Washington. NASA will partner with a Pentagon research agency to develop a nuclear-powered rocket engine to send astronauts to Mars, both agencies said Tuesday.
NASA Administrator Bill Nelson said the US space agency will collaborate with the Defense Advanced Research Projects Agency (DARPA) to “develop and test advanced nuclear thermal propulsion technology beginning in 2027.”
“With the help of this new technology, astronauts could travel to and from deep space faster than ever before, an important capability to prepare for human missions to Mars,” he said in a statement.
DARPA is the research and development arm of the Pentagon and has played a role in many of the innovations of the 20th century, such as the internet.

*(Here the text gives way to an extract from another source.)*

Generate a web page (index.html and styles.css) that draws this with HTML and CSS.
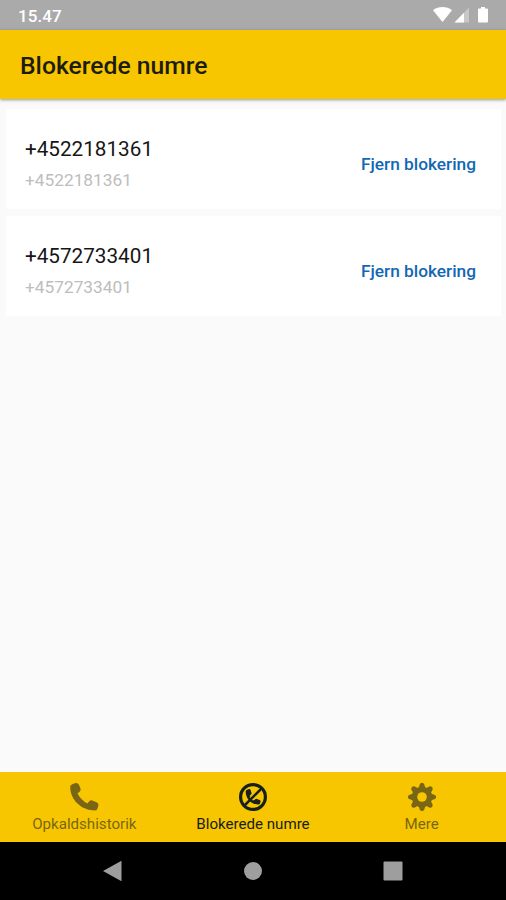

According to NASA, nuclear thermal rockets can be three or more times more efficient than conventional chemical propulsion and would reduce travel time, essential for an eventual mission to Mars.
In a nuclear heat engine, a fission reactor is used to generate extremely high temperatures.
Heat from the reactor is transferred to liquid propellant which is then converted to a gas, which expands through a nozzle and provides thrust.
“DARPA and NASA have a long history of fruitful collaboration,” said DARPA Director Stefanie Tompkins, citing the Saturn V rocket that carried the first astronauts to the Moon.
“The nuclear thermal rocket program will be essential to more efficiently and quickly transport material to the Moon and eventually people to Mars,” Tompkins said.
NASA conducted its last tests of nuclear thermal rocket engines more than 50 years ago, but abandoned the program due to budget cuts and Cold War tensions.